Há indícios de corrupção no caso Freeport? À partida havia e depois das investigações continuam a existir suspeitas fundadas de que tal sucedeu.
Se houve corrupção, haverá que saber se foi para a prática de um acto lícito ou ilícito. E as suspeitas, aqui, cingem o gabinete do então ministro do Ambiente, por causa do timing do processo de aprovação do licenciamento. Para se distinguir a existência de corrupção, torna-se mister indagar acerca dos procedimentos e regras (in)cumpridas e determinar se a determinado procedimento correspondeu uma vantagem concreta e quem beneficiou directa ou indirectamente da mesma.
Como é que se consegue saber tal coisa se não se investigar directamente os suspeitos ou se limiarem as suspeitas a algumas pessoas, excluindo outras à partida? Não é possível. E como é que se investiga o suspeito? Indagando indícios e provas do recebimento dessa vantagem para si ou para outrém. E como se alcança tal desiderato? Procurando descobrir o rasto dessa vantagem: de onde veio exactamente e onde foi parar precisamente.
Esta investigação não se faz apenas com inquirições e perguntas mesmo em listinhas. Faz-se de modo célere e na altura em que pode ser realizada e em que seja útil e prática. Tratando-se de dinheiro vivo, sabendo quem o entregou, onde e a quem. Tratando-se de outra vantagem , procurando saber como tal aconteceu e quem foi o beneficiário directo de tal.
Na prática como é que se descobrem tais percursos de dinheiro e vantagens? Com buscas, vigilância, raciocínio indutivo e abdutivo e colocação de hipóteses que podem conduzir a uma plausibilidade prática e concreta. Descobrir documentos é essencial, procurar onde se encontrarão, primordial. Buscar ajuda a quem pode auxiliar, importantíssimo. Acolher depoimentos de quem sabe estes meandros, imprescindível.
Se tudo isto não se fez relativamente a um suspeito, importa saber porquê.
No caso do político de topo, que foi ministro e é primeiro-ministro, há duas hipóteses: a primeira e mais prosaica é a de se saber se a investigação nesses moldes seria viável em termos práticos e legais. Pode ser que não seja. A segunda é a mais perversa: a de saber se à partida esteve sempre arredada a possibilidade de incomodar pessoalmente sua Excelência com investigações a contas, mesmo offshores ( porque é exactamente uma daquelas plausibilidades abdutivas e a descobrir antes onde se encontram), com escutas ( autorizadas pelo presidente do STJ) e principalmente com a vontade de descobrir o que poderia ser investigado legalmente e relacionado com as denúncias, suspeitas e factos plausíveis ( quem cabritos vende e cabras não tem, de algum lado lhe vêm...).

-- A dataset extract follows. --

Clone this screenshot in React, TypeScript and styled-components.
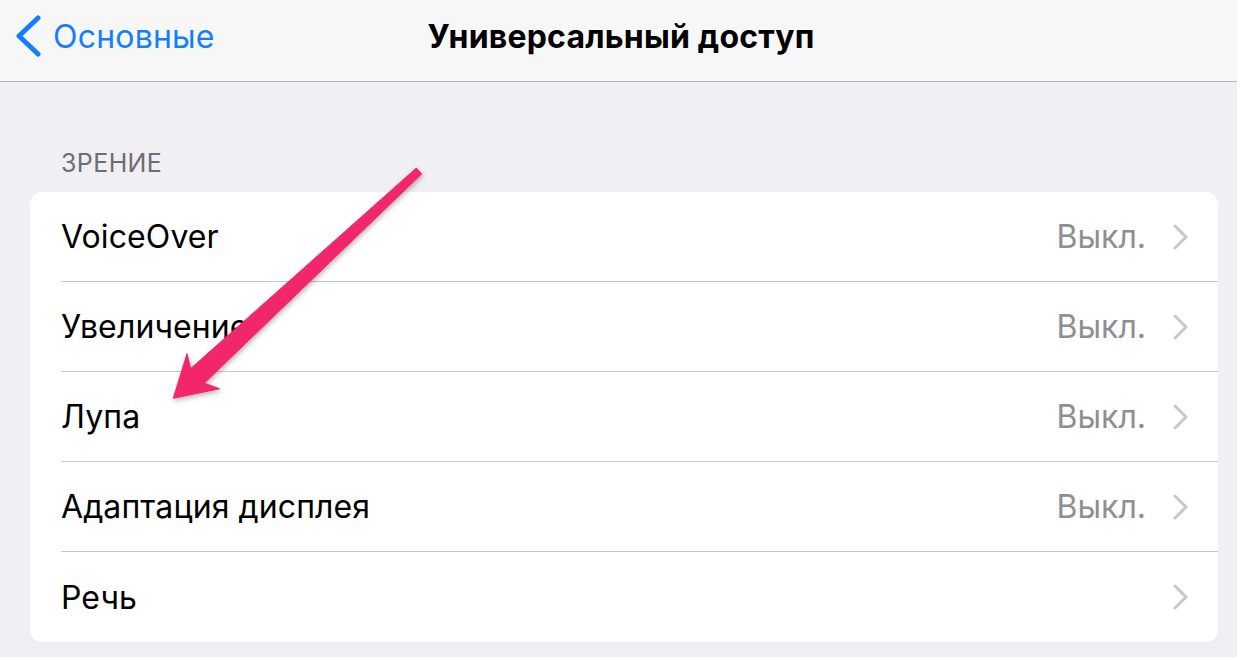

É isto que normalmente orienta um investigador criminal. Em casos comuns e cujo trabalho deve realizar-se em segredo, com discrição e com profissionalismo. Será possível um trabalho destes num caso como este?
O Face Oculta provou que era possível. Por isso, a ausência desse trabalho deve justificar-se. E nada melhor do que um inquérito disciplinar para que os investigadores digam de sua justiça...
Porque há um aspecto essencial nesta omissão de investigação que roça a denegação de justiça se for intencional, que importa perceber:
A investigação criminal de topo, em Portugal, teme o poder político que está? Ou estará de tal modo sintonizada politicamente com o mesmo que subjectivamente não se lhe apresentam suspeitas que o comum dos observadores repara e aponta a olho nu?
E será por isso que se inviabilizam à partida certas investigações que se impunham fazer. em nome do princípio constitucional abaixo citado?